Iconic Creepypasta Legends

Many creepypastas have grown into household names among horror fans, often spawning fan art, fan fiction, and even indie films. Among the most famous are:

  • Slender Man: A faceless, unnaturally tall figure who stalks and abducts children.
  • Jeff the Killer: A disfigured teenager whose permanent smile and whispered catchphrase, “Go to sleep,” haunt readers.
  • BEN Drowned: A haunted video game cartridge that torments its player, blending digital glitches with supernatural dread.
  • Smile Dog: A cursed image that drives viewers to madness after one glimpse.

Each legend evolves over time, as fans add new details, share “evidence,” and adapt the story to new formats.

What Makes Creepypastas So Terrifying?

The power of creepypastas lies in their blend of realism and the uncanny. By framing ghosts, monsters, or curses within everyday settings—like video games, childhood bedrooms, or online chat rooms—these tales blur the line between the digital world and reality. The interactive aspect of sharing links, images, or audio recordings invites readers to become investigators, deepening their emotional investment. Moreover, the collaborative nature of creepypasta communities means that no single author controls the canon, allowing horror to mutate and spread unpredictably.

Crafting Your Own Creepypasta

If you’re eager to pen a tale that chills your friends, follow these steps:

  1. Find a familiar digital framework (game save file, chat log, social media post).
  2. Introduce small anomalies (glitches, strange usernames, timestamps that don’t align).
  3. Build suspense through gradual escalation—start with subtle oddities, then move to outright terror.
  4. Leave key details ambiguous to fuel discussion and reinterpretation.
  5. Offer “evidence” in the form of screenshots, audio clips, or links to staged websites.

This method taps into readers’ natural curiosity and invites them to participate in the haunting.

Horror Movies Inspired by Creepypasta

Creepypasta’s jump from forum threads to film screens shows how potent digital folklore can be when visualized.
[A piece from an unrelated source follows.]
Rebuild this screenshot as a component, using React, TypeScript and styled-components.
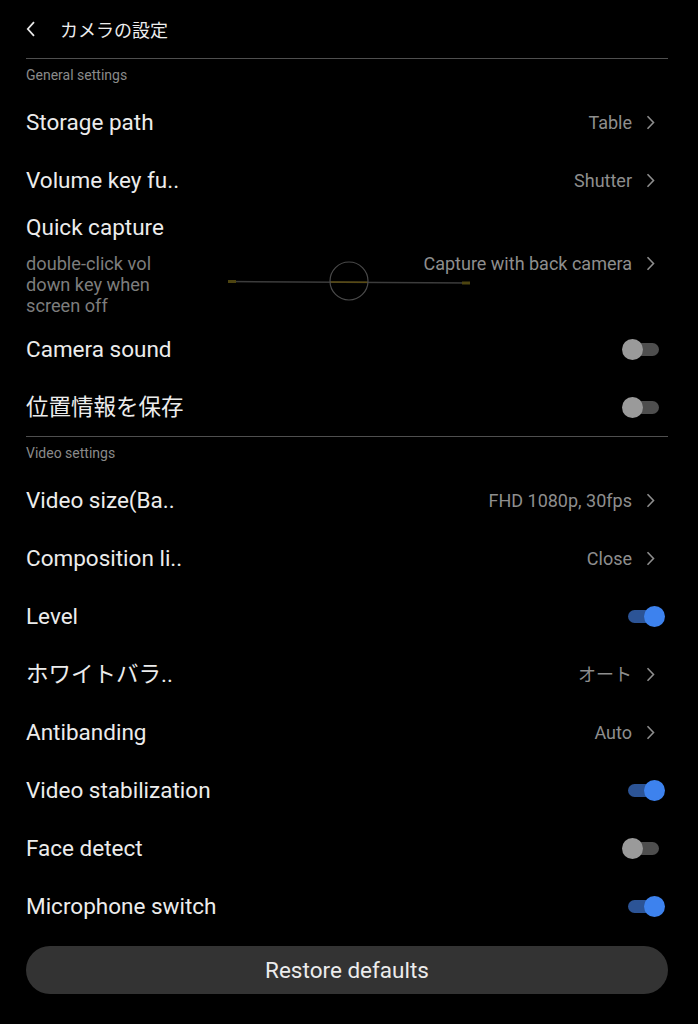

Filmmakers have mined popular internet legends—sometimes faithfully, sometimes loosely—to craft everything from indie shorts to major studio releases, bringing our nightmares to life on camera.
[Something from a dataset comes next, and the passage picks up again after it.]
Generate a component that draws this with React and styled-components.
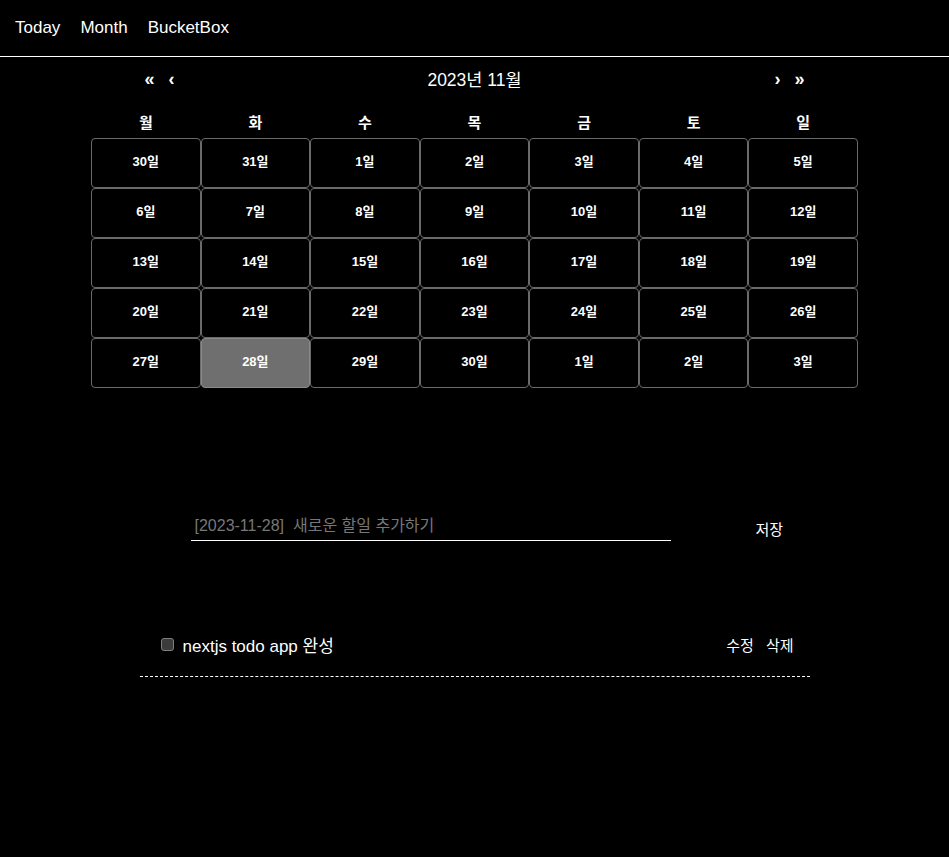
import React from 'react'
import styled, { createGlobalStyle } from 'styled-components'

const Global = createGlobalStyle`
  body {
    margin: 0;
    background: #000;
    color: #fff;
    font-family: 'Liberation Sans', 'Noto Sans CJK KR', sans-serif;
  }
`

const weekdays = ['월', '화', '수', '목', '금', '토', '일']
const days = [
  30, 31, 1, 2, 3, 4, 5,
  6, 7, 8, 9, 10, 11, 12,
  13, 14, 15, 16, 17, 18, 19,
  20, 21, 22, 23, 24, 25, 26,
  27, 28, 29, 30, 1, 2, 3,
]

export default () => (
  <Root>
    <Global />
    <Header>
      <NavLink>Today</NavLink>
      <NavLink>Month</NavLink>
      <NavLink>BucketBox</NavLink>
    </Header>
    <Calendar>
      <MonthNav>
        <Arrow>«</Arrow>
        <Arrow>‹</Arrow>
        <MonthLabel>2023년 11월</MonthLabel>
        <Arrow>›</Arrow>
        <Arrow>»</Arrow>
      </MonthNav>
      <Grid>
        {weekdays.map(w => <Weekday key={w}>{w}</Weekday>)}
        {days.map((d, i) => (
          <Day key={i} active={i === 29}>{d}일</Day>
        ))}
      </Grid>
    </Calendar>
    <Form>
      <Input placeholder="[2023-11-28]  새로운 할일 추가하기" />
      <SaveButton>저장</SaveButton>
    </Form>
    <TodoList>
      <TodoItem>
        <Check type="checkbox" />
        <TodoText>nextjs todo app 완성</TodoText>
        <Actions>
          <ActionButton>수정</ActionButton>
          <ActionButton>삭제</ActionButton>
        </Actions>
      </TodoItem>
    </TodoList>
  </Root>
)

const Root = styled.div`
  min-height: 857px;
`
const Header = styled.nav`
  display: flex;
  align-items: center;
  gap: 20px;
  height: 56px;
  padding: 0 15px;
  border-bottom: 1px solid #fff;
`
const NavLink = styled.a`
  font-size: 17px;
  color: #fff;
  cursor: pointer;
`
const Calendar = styled.div`
  width: 767px;
  margin: 0 auto;
`
const MonthNav = styled.div`
  display: flex;
  align-items: center;
  width: 672px;
  height: 44px;
  margin: 0 auto;
`
const Arrow = styled.button`
  width: 22px;
  background: none;
  border: none;
  color: #fff;
  font-size: 18px;
  font-weight: bold;
  padding: 0;
  font-family: inherit;
  cursor: pointer;
`
const MonthLabel = styled.div`
  flex: 1;
  text-align: center;
  font-size: 17.5px;
  padding-bottom: 2px;
`
const Grid = styled.div`
  display: grid;
  grid-template-columns: repeat(7, 1fr);
`
const Weekday = styled.div`
  text-align: center;
  font-size: 15px;
  font-weight: bold;
  height: 37px;
  line-height: 44px;
`
const Day = styled.div`
  height: 50px;
  display: flex;
  align-items: center;
  justify-content: center;
  box-sizing: border-box;
  padding-bottom: 5px;
  border: 1px solid ${p => (p.active ? '#8a8a8a' : '#6a6a6a')};
  border-radius: 4px;
  background: ${p => (p.active ? '#6f6f6f' : '#000')};
  font-size: 13px;
  font-weight: bold;
`
const Form = styled.div`
  display: flex;
  align-items: flex-end;
  width: 670px;
  box-sizing: border-box;
  margin: 125px auto 0;
  padding-left: 51px;
`
const Input = styled.input`
  width: 480px;
  box-sizing: border-box;
  background: none;
  border: none;
  border-bottom: 1px solid #fff;
  color: #fff;
  font-family: inherit;
  font-size: 16px;
  padding: 4px 4px 5px;
  outline: none;
  &::placeholder {
    color: #777;
  }
`
const SaveButton = styled.button`
  margin-left: 85px;
  margin-bottom: 2px;
  background: none;
  border: none;
  color: #fff;
  font-family: inherit;
  font-size: 15px;
  padding: 0;
  cursor: pointer;
`
const TodoList = styled.ul`
  list-style: none;
  width: 670px;
  margin: 91px auto 0;
  padding: 0;
`
const TodoItem = styled.li`
  display: flex;
  align-items: center;
  padding: 0 16px 19px 21px;
  border-bottom: 1px dashed #fff;
`
const Check = styled.input`
  appearance: none;
  width: 13px;
  height: 13px;
  margin: 0 9px 0 0;
  box-sizing: border-box;
  background: #3b3b3b;
  border: 1px solid #808080;
  border-radius: 3px;
`
const TodoText = styled.span`
  flex: 1;
  font-size: 17px;
`
const Actions = styled.div`
  display: flex;
  gap: 12px;
`
const ActionButton = styled.button`
  background: none;
  border: none;
  color: #fff;
  font-family: inherit;
  font-size: 15px;
  padding: 0;
  cursor: pointer;
`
  • The Soviet Sleep Experiment (upcoming 2024) – A feature adaptation of the “Russian Sleep Experiment” tale, dramatizing Soviet-era scientists’ forced insomnia study and its gruesome fallout.
  • The Rake (2018) – Centers on the pale, humanoid creature stalking a family’s every move, directly adapting the “The Rake” creepypasta into a feature-length thriller.
  • Living Dark: The Story of Ted the Caver (2015) – A found-footage horror inspired by the “Ted the Caver” account, following explorers who uncover sinister forces in an uncharted cave system.
  • Channel Zero (SyFy, 2016–2018) – An anthology series where each season adapts a different creepypasta, including “Candle Cove” and “The Dream Door,” complete with eerie set pieces and fragmented narratives.
  • Slender Man (2018) – A studio-backed thriller about the faceless, elongated figure terrorizing a group of teens, drawing on the most iconic creepypasta legend.
  • Beware the Slenderman (2016) – An HBO documentary that examines the real-life stabbing inspired by the Slender Man myth, blending interviews and archival footage to show the story’s chilling impact.
  • Unfriended (2014) and Unfriended: Dark Web (2018) – While not tied to a single creepypasta, these films leverage cursed files and haunted online feeds—themes popularized by stories like “Smile Dog” and “BEN Drowned”.
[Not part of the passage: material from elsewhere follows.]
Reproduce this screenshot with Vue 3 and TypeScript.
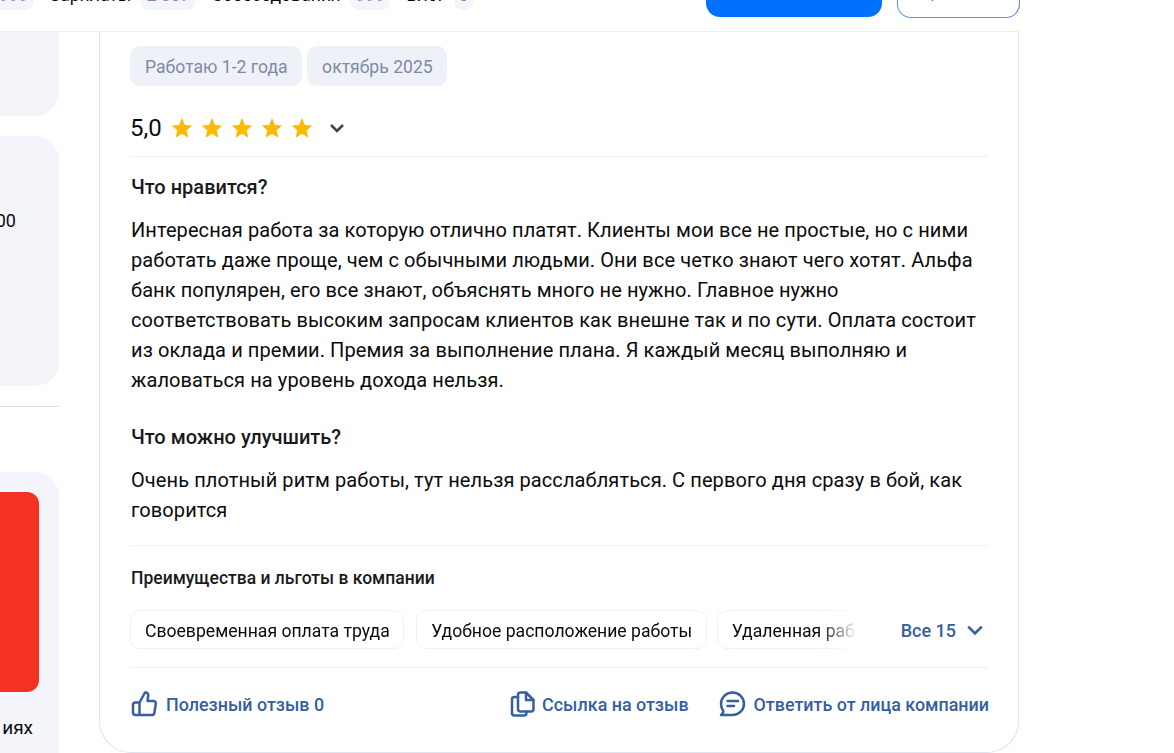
<script setup lang="ts">
const nav = [
  { label: "Зарплаты", count: "2 807" },
  { label: "Собеседования", count: "999" },
  { label: "Блог", count: "5" },
];
const perks = [
  "Своевременная оплата труда",
  "Удобное расположение работы",
  "Удаленная работа",
];
const stars = [1, 2, 3, 4, 5];
</script>

<template>
  <div class="page">
    <header class="topbar">
      <nav class="nav">
        <span class="count first">999</span>
        <template v-for="item in nav" :key="item.label">
          <span class="navLabel">{{ item.label }}</span>
          <span class="count">{{ item.count }}</span>
        </template>
      </nav>
      <div class="actions">
        <div class="btnPrimary"></div>
        <div class="btnOutline"><span>Сравнить</span></div>
      </div>
    </header>

    <div class="content">
      <aside class="side">
        <div class="sideTop"></div>
        <div class="sideMid"><span class="sideNum">000</span></div>
        <div class="sideLine"></div>
        <div class="sideBanner">
          <div class="redBox"></div>
          <div class="sideCaption">условиях</div>
        </div>
      </aside>

      <main class="card">
        <div class="tags">
          <span class="tag">Работаю 1-2 года</span>
          <span class="tag">октябрь 2025</span>
        </div>

        <div class="rating">
          <span class="score">5,0</span>
          <div class="stars">
            <svg v-for="s in stars" :key="s" class="star" viewBox="0 0 24 24">
              <path d="M12 1.2l3.2 7.4 8 .7-6.1 5.3 1.9 7.9L12 18.3l-7 4.2 1.9-7.9L.8 9.3l8-.7z" fill="#ffba00" />
            </svg>
          </div>
          <svg class="ratingChevron" viewBox="0 0 16 16">
            <path d="M2 5l6 6 6-6" fill="none" stroke="#444" stroke-width="2.6" />
          </svg>
        </div>

        <h3 class="heading">Что нравится?</h3>
        <p class="text">
          Интересная работа за которую отлично платят. Клиенты мои все не простые, но с ними работать даже проще, чем с обычными людьми. Они все четко знают чего хотят. Альфа банк популярен, его все знают, объяснять много не нужно. Главное нужно соответствовать высоким запросам клиентов как внешне так и по сути. Оплата состоит из оклада и премии. Премия за выполнение плана. Я каждый месяц выполняю и жаловаться на уровень дохода нельзя.
        </p>

        <h3 class="heading">Что можно улучшить?</h3>
        <p class="text">
          Очень плотный ритм работы, тут нельзя расслабляться. С первого дня сразу в бой, как говорится
        </p>

        <section class="perks">
          <h4 class="perksTitle">Преимущества и льготы в компании</h4>
          <div class="perksRow">
            <div class="perksList">
              <span v-for="p in perks" :key="p" class="perk">{{ p }}</span>
            </div>
            <div class="perksAll">
              <span>Все 15</span>
              <svg class="allChevron" viewBox="0 0 16 16">
                <path d="M2 5l6 6 6-6" fill="none" stroke="#365f9f" stroke-width="2.4" />
              </svg>
            </div>
          </div>
        </section>

        <footer class="footer">
          <a class="link">
            <svg class="icon" viewBox="0 0 28 28" fill="none" stroke="#365f9f" stroke-width="2.5" stroke-linejoin="round" stroke-linecap="round">
              <path d="M9.5 12.500L15 2.500c2.400-.3 3.600 1.300 3.200 3.500l-.7 5h6c1.500 0 2.500 1.200 2.300 2.700l-1.400 9c-.2 1.300-1.200 2.300-2.500 2.300H5.500c-1.500 0-2.500-1-2.500-2.500v-7.500c0-1.500 1-2.500 2.500-2.500h4v12.500" />
            </svg>
            <span>Полезный отзыв 0</span>
          </a>
          <div class="footerRight">
            <a class="link copy">
              <svg class="icon" viewBox="0 0 28 28" fill="none" stroke="#365f9f" stroke-width="2.5" stroke-linejoin="round" stroke-linecap="round">
                <path d="M10 19V5c0-1.500 1-2.500 2.500-2.500H18l7.500 7.500v9c0 1.500-1 2.500-2.500 2.500H12.500c-1.500 0-2.500-1-2.500-2.500z" />
                <path d="M18 2.800V10h7.200" />
                <path d="M10 7H6.500C5 7 4 8 4 9.500V23c0 1.500 1 2.500 2.500 2.500H16c1.500 0 2.500-1 2.500-2.500v-1.500" />
              </svg>
              <span>Ссылка на отзыв</span>
            </a>
            <a class="link">
              <svg class="icon" viewBox="0 0 28 28" fill="none" stroke="#365f9f" stroke-width="2.5" stroke-linejoin="round" stroke-linecap="round">
                <path d="M14.500 2.500c6.500 0 11.500 5 11.500 11.250S21 25 14.500 25H3c1.500-1 2.500-2.500 2.200-4.200C3.800 18.800 3 16.400 3 13.750 3 7.500 8 2.500 14.500 2.500z" />
                <path d="M9.500 11h10.500M9.500 16h6.500" />
              </svg>
              <span>Ответить от лица компании</span>
            </a>
          </div>
        </footer>
      </main>
    </div>
  </div>
</template>

<style scoped>
.page {
  width: 1174px;
  height: 753px;
  overflow: hidden;
  background: #fff;
  font-family: Roboto, "Liberation Sans", sans-serif;
  color: #0b0b0b;
}
.topbar {
  display: flex;
  justify-content: space-between;
  align-items: flex-start;
  height: 32px;
  width: 1019px;
  box-sizing: border-box;
  border-bottom: 1px solid #ebedf5;
}
.nav {
  display: flex;
  align-items: center;
  height: 20px;
  margin-top: -15px;
  font-size: 17.6px;
  white-space: nowrap;
}
.navLabel {
  margin-right: 10px;
}
.count {
  padding: 0 5px;
  height: 30px;
  line-height: 30px;
  margin-right: 16px;
  border-radius: 8px;
  background: #f3f5fb;
  color: #7e8ba0;
}
.count:last-child {
  padding: 0 4.5px;
  margin-left: -1px;
}
.first {
  margin-left: -6px;
}
.actions {
  display: flex;
  gap: 15px;
  margin-right: -1px;
}
.btnPrimary {
  width: 176px;
  height: 17px;
  background: #0070ff;
  border-radius: 0 0 14px 14px;
}
.btnOutline {
  display: flex;
  align-items: flex-end;
  justify-content: center;
  width: 123px;
  height: 18px;
  box-sizing: border-box;
  border: 1px solid #5e8ee8;
  border-top: 0;
  border-radius: 0 0 14px 14px;
  color: #5e8ee8;
  font-size: 17.6px;
  line-height: 20px;
}
.btnOutline span {
  margin-bottom: 16px;
}
.content {
  display: flex;
  gap: 40px;
}
.side {
  width: 59px;
  flex-shrink: 0;
}
.sideTop {
  height: 84px;
  background: #f4f5fb;
  border-radius: 0 0 24px 0;
}
.sideMid {
  height: 250px;
  margin-top: 20px;
  background: #f4f5fb;
  border-radius: 0 24px 24px 0;
  overflow: hidden;
  display: flex;
  justify-content: flex-end;
}
.sideNum {
  margin-top: 73px;
  margin-right: 43px;
  font-size: 18px;
  line-height: 24px;
  white-space: nowrap;
}
.sideLine {
  height: 1px;
  margin-top: 20px;
  background: #dde3ee;
}
.sideBanner {
  height: 300px;
  margin-top: 65px;
  padding-top: 20px;
  box-sizing: border-box;
  background: #f4f5fb;
  border-radius: 0 24px 0 0;
}
.redBox {
  width: 39px;
  height: 200px;
  background: #f33223;
  border-radius: 0 12px 12px 0;
}
.sideCaption {
  margin: 25px 0 0 2px;
  font-size: 19px;
  line-height: 22px;
  direction: rtl;
  width: 31px;
  overflow: hidden;
  white-space: nowrap;
}
.card {
  width: 920px;
  height: 721px;
  box-sizing: border-box;
  padding: 14px 30px 0;
  background: #fff;
  border: 1px solid #dde3ef;
  border-top: 0;
  border-radius: 0 0 32px 32px;
}
.tags {
  display: flex;
  gap: 5px;
}
.tag {
  padding: 0 14.5px 0 15px;
  height: 40px;
  line-height: 42px;
  border-radius: 10px;
  background: #eef1f8;
  color: #7e8ba0;
  font-size: 17.6px;
}
.rating {
  display: flex;
  align-items: center;
  box-sizing: border-box;
  height: 71px;
  padding-top: 14px;
  border-bottom: 1px solid #f0f2f7;
}
.score {
  width: 41px;
  font-size: 24px;
  line-height: 28px;
}
.stars {
  display: flex;
  gap: 8px;
}
.star {
  width: 22px;
  height: 22px;
  display: block;
}
.ratingChevron {
  width: 16px;
  height: 16px;
  margin-left: 16px;
}
.heading {
  margin: 20px 0 0;
  padding-left: 1px;
  font-size: 20px;
  line-height: 20px;
  font-weight: 500;
  color: #1a1a1a;
}
.text {
  margin: 18px 0 0;
  padding-left: 1px;
  font-size: 20px;
  letter-spacing: 0.09px;
  line-height: 30px;
  color: #0b0b0b;
}
.text + .heading {
  margin-top: 32px;
}
.perks {
  margin-top: 20px;
  border-top: 1px solid #f0f2f7;
  border-bottom: 1px solid #f0f2f7;
  padding-bottom: 18px;
}
.perksTitle {
  margin: 23px 0 0;
  padding-left: 1px;
  font-size: 17.5px;
  line-height: 18px;
  font-weight: 500;
  color: #1a1a1a;
}
.perksRow {
  display: flex;
  margin-top: 23px;
  justify-content: space-between;
}
.perksList {
  display: flex;
  gap: 12px;
  width: 726px;
  overflow: hidden;
  -webkit-mask-image: linear-gradient(to right, #000 690px, transparent 728px);
  mask-image: linear-gradient(to right, #000 690px, transparent 728px);
}
.perk {
  flex-shrink: 0;
  box-sizing: border-box;
  height: 39px;
  line-height: 40px;
  padding: 0 13.5px 0 14px;
  border: 1px solid #eef1f8;
  border-radius: 10px;
  font-size: 17.6px;
  white-space: nowrap;
}
.perk:last-child {
  margin-left: -2px;
}
.perksAll {
  display: flex;
  align-items: center;
  gap: 10px;
  padding: 1px 5px 0 0;
  margin-right: -1px;
  color: #365f9f;
  font-size: 18px;
  font-weight: 500;
}
.allChevron {
  width: 18px;
  height: 18px;
}
.footer {
  display: flex;
  justify-content: space-between;
  align-items: center;
  height: 72px;
}
.footerRight {
  display: flex;
  gap: 29px;
  margin-right: -1px;
}
.link {
  display: flex;
  align-items: center;
  gap: 8px;
  color: #365f9f;
  font-size: 17.9px;
  font-weight: 500;
}
.copy {
  gap: 6px;
}
.icon {
  width: 28px;
  height: 28px;
  display: block;
}
</style>

<style>
html,
body {
  margin: 0;
  overflow: hidden;
}
</style>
Even as big-budget efforts spotlight a handful of famous names, countless indie filmmakers continue to explore lesser-known creepypastas via short films and web series. These projects often embrace VHS aesthetics, first-person camerawork, and interactive Easter eggs, inviting viewers to hunt for clues just as they would on a horror forum.

The Enduring Legacy of Digital Horror

Creepypastas represent a modern twist on age-old storytelling traditions. By leveraging the immediacy of the Internet, they turn every forum thread into a campfire circle where anyone can be both storyteller and listener. As technology evolves—think augmented reality and AI—the boundaries of digital horror will only expand, offering new ways to unsettle and intrigue. Whether you’re a casual reader or a budding writer, the world of creepypasta offers endless room for imagination and terror.